I just trotted myself upstairs to dive into the little paper bag sitting in the stash room that held the insurance ball, and it's not there. Odd, I thought, but things have been a little hairy here, so I checked another couple of likely places. Then I checked some unlikely places, and now I've been checking really super unlikely places and it's stopped being "checking" and is now right on the edge of just ripping the house up - and that ball isn't here. It's nowhere. I thought maybe I left it in the Dominican - but I know I didn't. I remember putting it really carefully in my suitcase, because the blanket was too important to screw up. Same thing for when I was at Madrona, and besides it stands to reason that if I had it at Madrona, I couldn't have left it in the Dominican. I know it was here, I know it was. I'm absolutely positive - and now it's just gone, which is making me a total crazy person.
It really isn't that big a deal. If I run out tonight, I know where to get more, and it's not a big trip and it can be easily handled. It won't even put off finishing the blanket by much, it's just that I feel like I need an explanation for where it has gone. It can't have disappeared. It has to be here somewhere. I know that I haven't had a lot of sleep since I got home, and I've been all over the place, but I'm just not the kind of person who misplaces something as important as this yarn - and that means it's somewhere, or something happened, and try as I might to just sit down and knit, I keep thinking of another place it could be - or another thing that might have happened. I'm so disturbed by it that a few minutes ago I checked the fridge and a suitcase I haven't used in two years. I've spent more time looking for it than it would have taken to get on the streetcar and get more, and that means I have to let it go.
There's one explanation that makes sense, and for the sake of my sanity, I've decided to accept it. This blanket is now so big, and has so much yarn in it, and it's been run in at such a great rate of speed over the last few days, that the blanket is now working like a yarn siphon, or a black hole. It now has so much yarn mass squeezed into one spot that it has started generating its own gravity, and because like attracts like, out of all the balls of yarn in this house, the blanket has already reached out on a molecular level to the stash room, and sucked in the ball that I was going to feed it.
It's that or I lost it, but in all seriousness I think the black hole is more likely.
February 29, 2012
Continually and Constantly
When I finished Marlowe's baby blanket, and it was rather surprisingly the breadth of a queen sized bed (which is rather inappropriately larger than a baby) I was happy, but decided that next time I went down the baby blanket road, I might practice a little more restraint. 
This time I really thought I'd done that, but here I am days late on this blanket, wondering more than a little absently why it's taking so long, and while I can't say yet for sure, I think this might be another overshoot- size wise.
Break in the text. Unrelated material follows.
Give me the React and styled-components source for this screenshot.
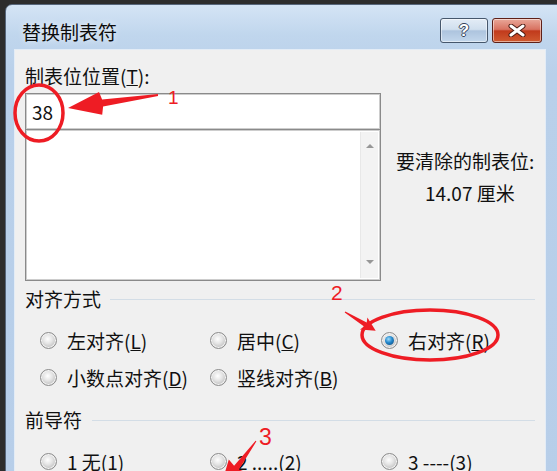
import React from "react";
import styled, { createGlobalStyle } from "styled-components";

const GlobalStyle = createGlobalStyle`
  html, body {
    margin: 0;
    padding: 0;
    background: #2b2b2b;
  }
  body {
    font-family: "Noto Sans CJK SC", "Noto Sans", sans-serif;
  }
`;

const Screen = styled.div`
  position: relative;
  width: 557px;
  height: 471px;
  overflow: hidden;
  box-sizing: border-box;
  padding: 4px 0 0 5px;
  background: #2d2d2d;
`;

const Window = styled.div`
  width: 570px;
  height: 500px;
  box-sizing: border-box;
  border: 1px solid #56667b;
  border-radius: 7px 7px 0 0;
  background: linear-gradient(180deg, #d4e4f5 0px, #c0d6ed 30px, #b9d0ea 70px, #b7cee9 100%);
  display: flex;
  flex-direction: column;
`;

const TitleBar = styled.div`
  width: 540px;
  height: 45px;
  box-sizing: border-box;
  padding: 13px 4px 0 16px;
  display: flex;
  align-items: flex-start;
  justify-content: space-between;
`;

const Title = styled.div`
  margin-top: 3px;
  font-size: 19px;
  line-height: 22px;
  color: #0c0c0c;
  text-shadow: 0 0 6px rgba(255, 255, 255, 0.9);
`;

const Captions = styled.div`
  display: flex;
  gap: 4px;
`;

const CaptionButton = styled.div`
  width: ${(p) => p.$w}px;
  height: 25px;
  box-sizing: border-box;
  border: 1px solid ${(p) => (p.$danger ? "#5e2018" : "#46576c")};
  border-radius: 3px;
  box-shadow: inset 0 0 0 1px rgba(255, 255, 255, 0.5);
  background: ${(p) =>
    p.$danger
      ? "linear-gradient(180deg, #e9a89a 0%, #d87261 45%, #c13a1c 52%, #d05a30 100%)"
      : "linear-gradient(180deg, #e3ecf6 0%, #d0dfee 45%, #adc4de 52%, #c3d7ec 100%)"};
  display: flex;
  align-items: center;
  justify-content: center;
`;

const HelpGlyph = styled.span`
  font-family: "Liberation Sans", Arial, sans-serif;
  font-weight: bold;
  font-size: 17px;
  line-height: 17px;
  color: #fff;
  text-shadow: 1px 0 0 #34445a, -1px 0 0 #34445a, 0 1px 0 #34445a, 0 -1px 0 #34445a;
`;

const Client = styled.div`
  margin-left: 9px;
  width: 530px;
  flex: 1;
  box-sizing: border-box;
  padding: 0 10px;
  background: #f0f0f0;
  box-shadow: 0 0 0 1px #e3ecf6;
  font-size: 19px;
  line-height: 22px;
  color: #101010;
`;

const FieldLabel = styled.div`
  margin-top: 15px;
`;

const TopSection = styled.div`
  margin-top: 6px;
  display: flex;
  gap: 15px;
`;

const TabColumn = styled.div`
  width: 356px;
  display: flex;
  flex-direction: column;
`;

const TextBox = styled.div`
  height: 37px;
  box-sizing: border-box;
  border: 1px solid #8a8a8a;
  box-shadow: inset 0 0 0 1px #cdcdcd;
  background: #fff;
  padding-left: 6px;
  display: flex;
  align-items: center;
`;

const ListBox = styled.div`
  margin-top: -1px;
  height: 152px;
  box-sizing: border-box;
  border: 1px solid #8a8a8a;
  box-shadow: inset 0 0 0 1px #cdcdcd;
  background: #fff;
  padding: 2px;
  display: flex;
  justify-content: flex-end;
`;

const ScrollTrack = styled.div`
  width: 17px;
  background: #f3f3f3;
  border-left: 1px solid #e8e8e8;
  display: flex;
  flex-direction: column;
  justify-content: space-between;
  align-items: center;
  padding: 12px 0 14px;
`;

const Arrow = styled.div`
  width: 0;
  height: 0;
  border-left: 4px solid transparent;
  border-right: 4px solid transparent;
  ${(p) => (p.$down ? "border-top: 4px solid #979797;" : "border-bottom: 4px solid #979797;")}
`;

const ClearInfo = styled.div`
  margin-top: 57px;
  display: flex;
  flex-direction: column;
  gap: 10px;
`;

const ClearValue = styled.div`
  padding-left: 29px;
`;

const GroupHeader = styled.div`
  margin-top: ${(p) => p.$top}px;
  display: flex;
  align-items: center;
`;

const Rule = styled.div`
  flex: 1;
  height: 1px;
  margin-left: ${(p) => p.$gap}px;
  background: #d3dde6;
`;

const RadioGrid = styled.div`
  margin-top: ${(p) => p.$top}px;
  padding-left: 15px;
  display: grid;
  grid-template-columns: 170px 171px 1fr;
  grid-auto-rows: 37px;
`;

const RadioItem = styled.div`
  display: flex;
  align-items: center;
  gap: 10px;
  white-space: nowrap;
`;

const RadioDot = styled.span`
  position: relative;
  width: 17px;
  height: 17px;
  box-sizing: border-box;
  flex: none;
  border-radius: 50%;
  border: 1px solid #8c8c8c;
  background: radial-gradient(circle at 45% 40%, #ffffff 0%, #e4e4e4 38%, #c2c2c2 72%, #e2e2e2 100%);
  box-shadow: inset 0 0 0 1px #f4f4f4;

  &::after {
    content: "";
    display: ${(p) => (p.$checked ? "block" : "none")};
    position: absolute;
    left: 3px;
    top: 3px;
    width: 9px;
    height: 9px;
    border-radius: 50%;
    background: radial-gradient(circle at 40% 35%, #9fdcfa 0%, #2287cc 45%, #0b3f6e 100%);
  }
`;

const Marks = styled.svg`
  position: absolute;
  left: 0;
  top: 0;
  pointer-events: none;
`;

const MarkText = styled.text`
  font-family: "Liberation Sans", Arial, sans-serif;
  fill: #ee1c24;
`;

function Radio({ checked, children }) {
  return (
    <RadioItem>
      <RadioDot $checked={checked} />
      <span>{children}</span>
    </RadioItem>
  );
}

const RED = "#ee1c24";

export default function App() {
  return (
    <>
      <GlobalStyle />
      <Screen>
        <Window>
          <TitleBar>
            <Title>替换制表符</Title>
            <Captions>
              <CaptionButton $w={48}>
                <HelpGlyph>?</HelpGlyph>
              </CaptionButton>
              <CaptionButton $w={50} $danger>
                <svg width="18" height="13" viewBox="0 0 18 13">
                  <path d="M3 2 L15 11 M15 2 L3 11" stroke="#4a1a12" strokeWidth="5" strokeLinecap="round" />
                  <path d="M3 2 L15 11 M15 2 L3 11" stroke="#fff" strokeWidth="3" strokeLinecap="round" />
                </svg>
              </CaptionButton>
            </Captions>
          </TitleBar>

          <Client>
            <FieldLabel>
              制表位位置(<u>T</u>):
            </FieldLabel>
            <TopSection>
              <TabColumn>
                <TextBox>38</TextBox>
                <ListBox>
                  <ScrollTrack>
                    <Arrow />
                    <Arrow $down />
                  </ScrollTrack>
                </ListBox>
              </TabColumn>
              <ClearInfo>
                <div>要清除的制表位:</div>
                <ClearValue>14.07 厘米</ClearValue>
              </ClearInfo>
            </TopSection>

            <GroupHeader $top={7}>
              对齐方式
              <Rule $gap={9} />
            </GroupHeader>
            <RadioGrid $top={12}>
              <Radio>
                左对齐(<u>L</u>)
              </Radio>
              <Radio>
                居中(<u>C</u>)
              </Radio>
              <Radio checked>
                右对齐(<u>R</u>)
              </Radio>
              <Radio>
                小数点对齐(<u>D</u>)
              </Radio>
              <Radio>
                竖线对齐(<u>B</u>)
              </Radio>
            </RadioGrid>

            <GroupHeader $top={13}>
              前导符
              <Rule $gap={10} />
            </GroupHeader>
            <RadioGrid $top={12}>
              <Radio>
                1 无(<u>1</u>)
              </Radio>
              <Radio>
                2 .....(<u>2</u>)
              </Radio>
              <Radio>
                3 ----(<u>3</u>)
              </Radio>
            </RadioGrid>
          </Client>
        </Window>

        <Marks width="557" height="471" viewBox="0 0 557 471">
          <ellipse cx="39" cy="113" rx="24" ry="28" fill="none" stroke={RED} strokeWidth="3.5" />
          <polygon
            fill={RED}
            points="157.9,94 102.1,99.5 99,91.9 68,108 102.2,114.7 103.1,106.5 158.1,96"
          />
          <MarkText x="168" y="104" fontSize="19">1</MarkText>

          <MarkText x="331" y="300" fontSize="21">2</MarkText>
          <polygon
            fill={RED}
            points="345.3,311.5 366.7,322.4 367.4,317.5 375.7,330.8 360,329.5 364.1,326.6 344.7,312.5"
          />
          <ellipse cx="430" cy="335" rx="68" ry="25" fill="none" stroke={RED} strokeWidth="3.5" />

          <MarkText x="259" y="445" fontSize="23">3</MarkText>
          <polygon
            fill={RED}
            points="255.6,440.7 234.1,465.8 228.8,459.5 219.4,491 246.6,472.5 238.9,469.4 256.4,441.3"
          />
        </Marks>
      </Screen>
    </>
  );
}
Oh sure, I could spread it out a little and assess it, but I feel like there's no point in knowing exactly how much there is left to do when I have to do it anyway. It might be demoralizing. It makes more sense to me to just keep knitting and let it be a surprise, even to me - which it totally will be, because I get up every day and think "This will absolutely be finished today" and then by the time bedtime rolls around I'm looking at it and thinking that it seems to have no end. None. It's perpetual, and worse than that? I don't think I'm even making a dent in it. That means one of three things.
Either it's a really big blanket, I've become a really slow knitter, or I've been so busy that I'm not really knitting that much on it, I just think I am.
This blanket needs to end, if not because I think it's just about got me ready to weep at the sight of it, but because Luis really needs it. (Or at least that's what I'm telling myself. I think his actual position may be neutral.) I'm going to bust a serious move in its direction today and tonight. Surely I'm almost there.
PS: The fact that I bought lots of yarn for it and still ran out isn't a good sign.
PPS: When I ran out I got four more balls and they're almost gone too. That's not good either.
PPPS: Yesterday when I invited you to Sock Camp, I forgot to tell you one thing. There's a contest. Every year there's a camp tee shirt, and this year we thought it would be fun to have a contest to design it. The prize is a tee shirt, your design on all the camp shirts and $100 of yarn - and you don't have to be going to camp to enter. Anybody can. Rules? Not many.
1. It has to do with the theme. The theme is pirates. It’s called Camp Cast Away.
2. It has to say "BMFA Sock Camp 2012" somewhere on it.
3. The design can go on the front or back.
4. Anyone can enter, even if they’re not a camper.
Besides those 4 rules, the shirt design can be anything you like. Just words, words and a picture, words and a drawing, just a drawing, whatever pleases you. Go nuts.
The winner gets glory (their design on all the camp shirts) a camp shirt (whether or not the winner is a camper) and a $100.00 gift certificate for Blue Moon Fiber Arts. Please email us your entry as a jpeg (You can send a low resolution version, we’ll ask finalists for the high resolution ones so we can see if they’re okay for printing) before March 10th. You can send it to registrationATknothysteriaDOTcom (Replace the AT and DOT with @ and .) We’ll choose some finalists, put them up on The Blue Moon Blog, everyone will vote before March 12th, and then the winner will be announced on March 14th.
Go! I'll be here knitting a blanket.